__WRITTEN EXERCISE__
Skip the pictures and extract all of the lines exactly as written.

[BEGIN SUPPLIED INFORMATION]

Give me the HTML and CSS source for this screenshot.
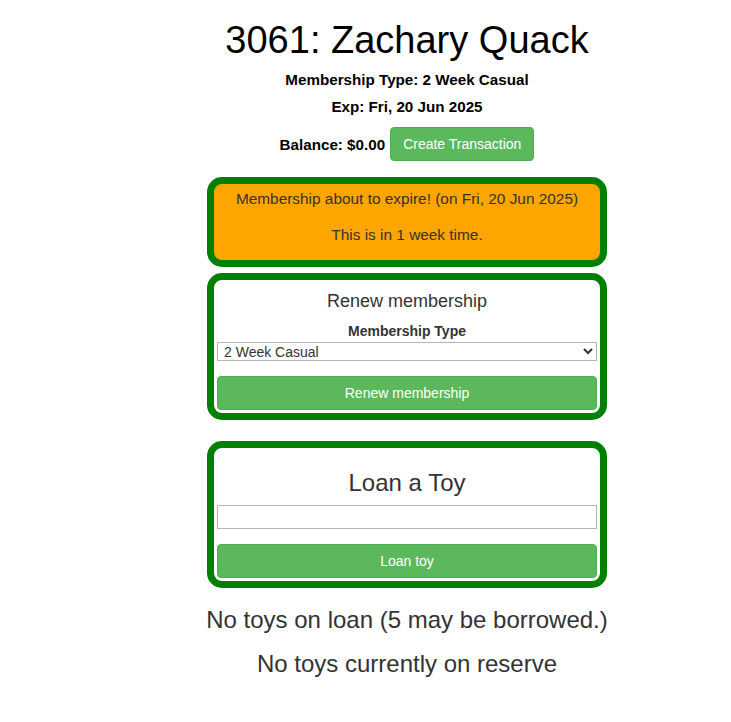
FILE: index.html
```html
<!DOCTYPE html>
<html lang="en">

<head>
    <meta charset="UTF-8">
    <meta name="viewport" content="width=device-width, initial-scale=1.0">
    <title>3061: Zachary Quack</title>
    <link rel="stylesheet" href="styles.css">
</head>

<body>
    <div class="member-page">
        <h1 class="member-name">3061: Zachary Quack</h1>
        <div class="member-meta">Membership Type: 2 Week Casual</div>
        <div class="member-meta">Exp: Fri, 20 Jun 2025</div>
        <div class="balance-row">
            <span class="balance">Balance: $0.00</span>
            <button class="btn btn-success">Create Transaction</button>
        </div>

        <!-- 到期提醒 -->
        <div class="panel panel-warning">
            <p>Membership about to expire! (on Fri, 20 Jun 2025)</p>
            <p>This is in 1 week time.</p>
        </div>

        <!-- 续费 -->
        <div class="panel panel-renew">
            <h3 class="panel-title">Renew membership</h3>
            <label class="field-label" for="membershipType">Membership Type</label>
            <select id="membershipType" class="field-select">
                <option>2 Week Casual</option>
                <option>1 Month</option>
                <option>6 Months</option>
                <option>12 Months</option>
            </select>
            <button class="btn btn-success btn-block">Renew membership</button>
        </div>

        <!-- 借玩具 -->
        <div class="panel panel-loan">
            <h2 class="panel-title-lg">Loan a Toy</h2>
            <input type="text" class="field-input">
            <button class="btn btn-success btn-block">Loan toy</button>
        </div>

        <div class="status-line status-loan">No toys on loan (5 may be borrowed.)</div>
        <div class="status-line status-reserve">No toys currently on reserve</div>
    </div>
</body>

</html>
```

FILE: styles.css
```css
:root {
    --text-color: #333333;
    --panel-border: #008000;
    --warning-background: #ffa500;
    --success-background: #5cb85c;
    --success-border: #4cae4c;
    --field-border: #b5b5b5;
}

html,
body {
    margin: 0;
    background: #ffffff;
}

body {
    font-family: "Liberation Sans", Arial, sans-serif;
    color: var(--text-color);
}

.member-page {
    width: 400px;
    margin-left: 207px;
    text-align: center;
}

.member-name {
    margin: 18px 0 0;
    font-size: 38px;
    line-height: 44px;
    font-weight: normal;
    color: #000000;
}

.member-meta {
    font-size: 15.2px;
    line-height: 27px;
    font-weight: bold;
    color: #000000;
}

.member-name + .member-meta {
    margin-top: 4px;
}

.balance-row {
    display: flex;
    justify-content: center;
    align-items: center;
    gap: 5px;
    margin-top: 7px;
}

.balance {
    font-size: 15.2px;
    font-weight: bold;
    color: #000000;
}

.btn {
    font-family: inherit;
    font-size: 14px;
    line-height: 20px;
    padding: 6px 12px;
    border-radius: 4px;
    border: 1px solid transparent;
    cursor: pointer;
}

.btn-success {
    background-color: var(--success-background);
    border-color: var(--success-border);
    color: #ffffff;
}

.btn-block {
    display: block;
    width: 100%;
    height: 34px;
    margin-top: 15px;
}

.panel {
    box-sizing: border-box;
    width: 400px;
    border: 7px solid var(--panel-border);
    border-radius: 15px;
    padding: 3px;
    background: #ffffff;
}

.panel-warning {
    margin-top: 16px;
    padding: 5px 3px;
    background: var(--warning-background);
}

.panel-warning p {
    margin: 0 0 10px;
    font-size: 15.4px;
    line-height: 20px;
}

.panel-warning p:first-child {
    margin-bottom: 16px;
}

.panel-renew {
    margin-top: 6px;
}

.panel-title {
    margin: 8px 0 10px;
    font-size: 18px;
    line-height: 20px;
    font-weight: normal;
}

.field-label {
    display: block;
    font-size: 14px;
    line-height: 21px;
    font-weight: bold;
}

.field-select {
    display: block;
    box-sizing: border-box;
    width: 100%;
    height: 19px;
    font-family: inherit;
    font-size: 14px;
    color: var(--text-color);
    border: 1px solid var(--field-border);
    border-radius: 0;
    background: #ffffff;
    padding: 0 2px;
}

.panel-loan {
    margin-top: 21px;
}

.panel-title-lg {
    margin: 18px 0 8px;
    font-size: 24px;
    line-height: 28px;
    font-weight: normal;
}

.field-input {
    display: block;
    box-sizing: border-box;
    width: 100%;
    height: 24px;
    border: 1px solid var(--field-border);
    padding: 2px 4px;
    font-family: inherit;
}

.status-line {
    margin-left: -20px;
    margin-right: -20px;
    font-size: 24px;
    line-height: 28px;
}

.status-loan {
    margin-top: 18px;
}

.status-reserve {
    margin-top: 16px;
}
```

[END SUPPLIED INFORMATION]

__EXERCISE RESULT__
Give me the HTML and CSS source for this screenshot.
FILE: index.html
```html
<!DOCTYPE html>
<html lang="en">

<head>
    <meta charset="UTF-8">
    <meta name="viewport" content="width=device-width, initial-scale=1.0">
    <title>3061: Zachary Quack</title>
    <link rel="stylesheet" href="styles.css">
</head>

<body>
    <div class="member-page">
        <h1 class="member-name">3061: Zachary Quack</h1>
        <div class="member-meta">Membership Type: 2 Week Casual</div>
        <div class="member-meta">Exp: Fri, 20 Jun 2025</div>
        <div class="balance-row">
            <span class="balance">Balance: $0.00</span>
            <button class="btn btn-success">Create Transaction</button>
        </div>

        <!-- 到期提醒 -->
        <div class="panel panel-warning">
            <p>Membership about to expire! (on Fri, 20 Jun 2025)</p>
            <p>This is in 1 week time.</p>
        </div>

        <!-- 续费 -->
        <div class="panel panel-renew">
            <h3 class="panel-title">Renew membership</h3>
            <label class="field-label" for="membershipType">Membership Type</label>
            <select id="membershipType" class="field-select">
                <option>2 Week Casual</option>
                <option>1 Month</option>
                <option>6 Months</option>
                <option>12 Months</option>
            </select>
            <button class="btn btn-success btn-block">Renew membership</button>
        </div>

        <!-- 借玩具 -->
        <div class="panel panel-loan">
            <h2 class="panel-title-lg">Loan a Toy</h2>
            <input type="text" class="field-input">
            <button class="btn btn-success btn-block">Loan toy</button>
        </div>

        <div class="status-line status-loan">No toys on loan (5 may be borrowed.)</div>
        <div class="status-line status-reserve">No toys currently on reserve</div>
    </div>
</body>

</html>
```

FILE: styles.css
```css
:root {
    --text-color: #333333;
    --panel-border: #008000;
    --warning-background: #ffa500;
    --success-background: #5cb85c;
    --success-border: #4cae4c;
    --field-border: #b5b5b5;
}

html,
body {
    margin: 0;
    background: #ffffff;
}

body {
    font-family: "Liberation Sans", Arial, sans-serif;
    color: var(--text-color);
}

.member-page {
    width: 400px;
    margin-left: 207px;
    text-align: center;
}

.member-name {
    margin: 18px 0 0;
    font-size: 38px;
    line-height: 44px;
    font-weight: normal;
    color: #000000;
}

.member-meta {
    font-size: 15.2px;
    line-height: 27px;
    font-weight: bold;
    color: #000000;
}

.member-name + .member-meta {
    margin-top: 4px;
}

.balance-row {
    display: flex;
    justify-content: center;
    align-items: center;
    gap: 5px;
    margin-top: 7px;
}

.balance {
    font-size: 15.2px;
    font-weight: bold;
    color: #000000;
}

.btn {
    font-family: inherit;
    font-size: 14px;
    line-height: 20px;
    padding: 6px 12px;
    border-radius: 4px;
    border: 1px solid transparent;
    cursor: pointer;
}

.btn-success {
    background-color: var(--success-background);
    border-color: var(--success-border);
    color: #ffffff;
}

.btn-block {
    display: block;
    width: 100%;
    height: 34px;
    margin-top: 15px;
}

.panel {
    box-sizing: border-box;
    width: 400px;
    border: 7px solid var(--panel-border);
    border-radius: 15px;
    padding: 3px;
    background: #ffffff;
}

.panel-warning {
    margin-top: 16px;
    padding: 5px 3px;
    background: var(--warning-background);
}

.panel-warning p {
    margin: 0 0 10px;
    font-size: 15.4px;
    line-height: 20px;
}

.panel-warning p:first-child {
    margin-bottom: 16px;
}

.panel-renew {
    margin-top: 6px;
}

.panel-title {
    margin: 8px 0 10px;
    font-size: 18px;
    line-height: 20px;
    font-weight: normal;
}

.field-label {
    display: block;
    font-size: 14px;
    line-height: 21px;
    font-weight: bold;
}

.field-select {
    display: block;
    box-sizing: border-box;
    width: 100%;
    height: 19px;
    font-family: inherit;
    font-size: 14px;
    color: var(--text-color);
    border: 1px solid var(--field-border);
    border-radius: 0;
    background: #ffffff;
    padding: 0 2px;
}

.panel-loan {
    margin-top: 21px;
}

.panel-title-lg {
    margin: 18px 0 8px;
    font-size: 24px;
    line-height: 28px;
    font-weight: normal;
}

.field-input {
    display: block;
    box-sizing: border-box;
    width: 100%;
    height: 24px;
    border: 1px solid var(--field-border);
    padding: 2px 4px;
    font-family: inherit;
}

.status-line {
    margin-left: -20px;
    margin-right: -20px;
    font-size: 24px;
    line-height: 28px;
}

.status-loan {
    margin-top: 18px;
}

.status-reserve {
    margin-top: 16px;
}
```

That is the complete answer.